Auschwitz-Birkenau Concentration and Death Camp

Auschwitz-Birkenau is the most infamous of all Nazi camps and consisted of three main camps, known as Auschwitz I, Auschwitz II – Birkenau and Auschwitz III – Monowitz-Buna. There were also around 45 sub-camps around these sites. Over 1.1 million people were murdered at this site, and over 90% of them were Jewish.

Hartheim Castle Euthanasia Centre

In early 1940, Hartheim Castle in Austria was converted to be used as a killing centre for those with physical or mental disabilities (or those perceived to have these). From May 1940, people were killed using carbon dioxide in gas chambers. It is estimated that around 30,000 people were murdered in Hartheim Castle. 

Ongoing, state-organised persecution of Roma people

Historians estimate that between 200,000 and 500,000 Roma and Sinti (historically often labelled as ‘Gypsies’) people were murdered by the Nazis and their collaborators in what is now called the Roma genocide. Many more were imprisoned, used for forced labour or subject to forced sterilisation and medical experimentation. Roma and Sinti men, women and children were already being targeted for persecution and imprisonment before the Second World War. As the Second World War began, the genocide of Roma and Sinti people intensified – including in occupied territories such as Austria. The persecution of Roma and Sinti and the Roma genocide took place alongside the Holocaust that saw the murder of six million Jews.

Dachau Concentration Camp

Dachau Concentration Camp was established in March 1933, initially to house political opponents. Dachau was used as a model for all later concentration camps.
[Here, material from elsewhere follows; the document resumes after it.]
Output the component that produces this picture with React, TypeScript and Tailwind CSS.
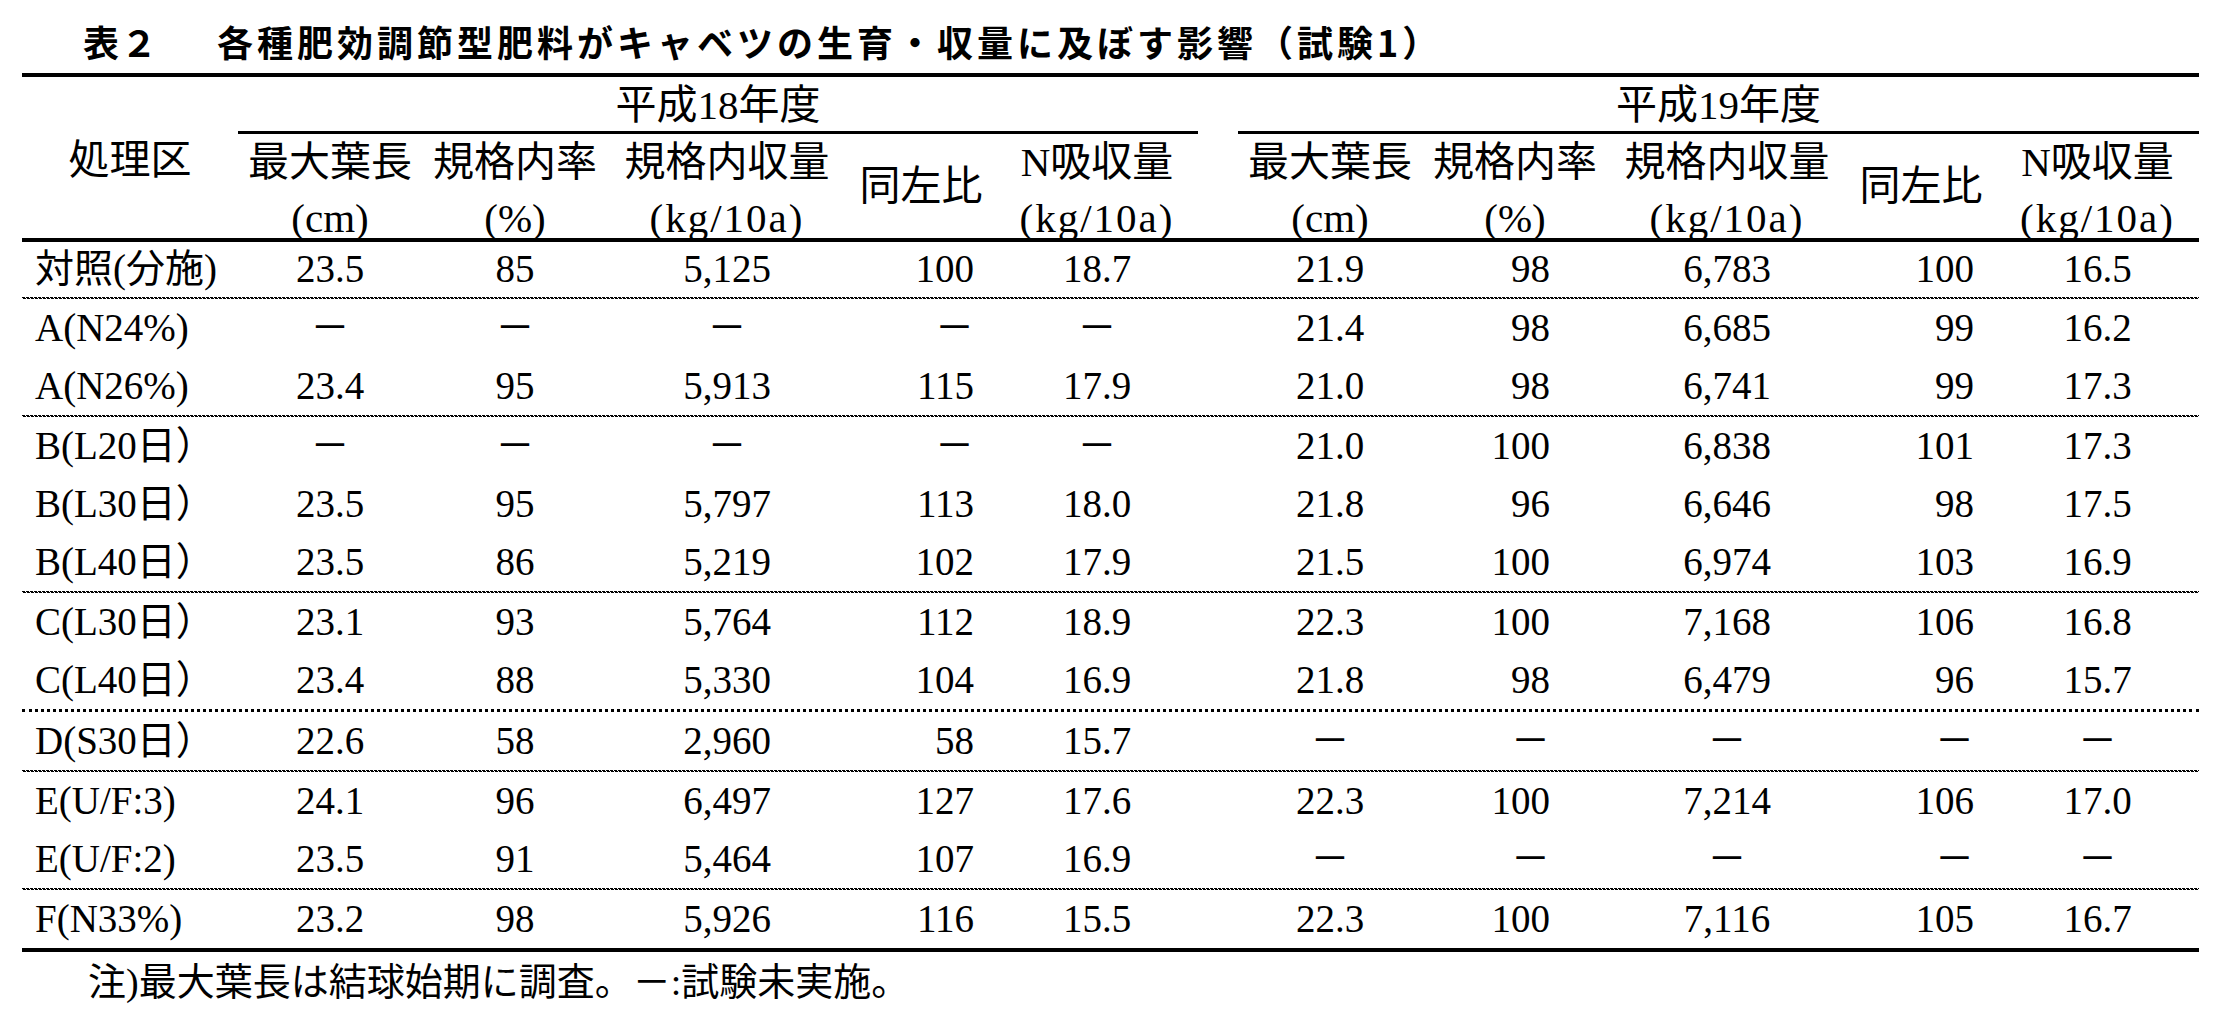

In the 12 years of its existence, over 200,000 people from all over Europe were imprisoned in Dachau, including gay men, Sinti and Roma, ‘asocials’, criminals, Jews and, later, Soviet prisoners of war. Once the Second World War started, living conditions in Dachau drastically worsened. Approximately 41,500 people were murdered in Dachau; one third of these died in the final six months of the war.  Approximately 25,000 prisoners were sent on death marches as Allied troops approached. The camp was liberated by American troops in April 1945. 

Deportation

The Nazis planned the mass-deporation of European Jews to extermination camps in German-occupied Poland. The Jews were forced to gather at local sites, such as a synagogue or town square, and then crammed onto freight or passenger trains, with limited or no food or sanitary conditions. Journeys often lasted several days, and sometimes they took a few weeks. Many of those packed onto these trains died during the journey to the camps through starvation or overcrowding.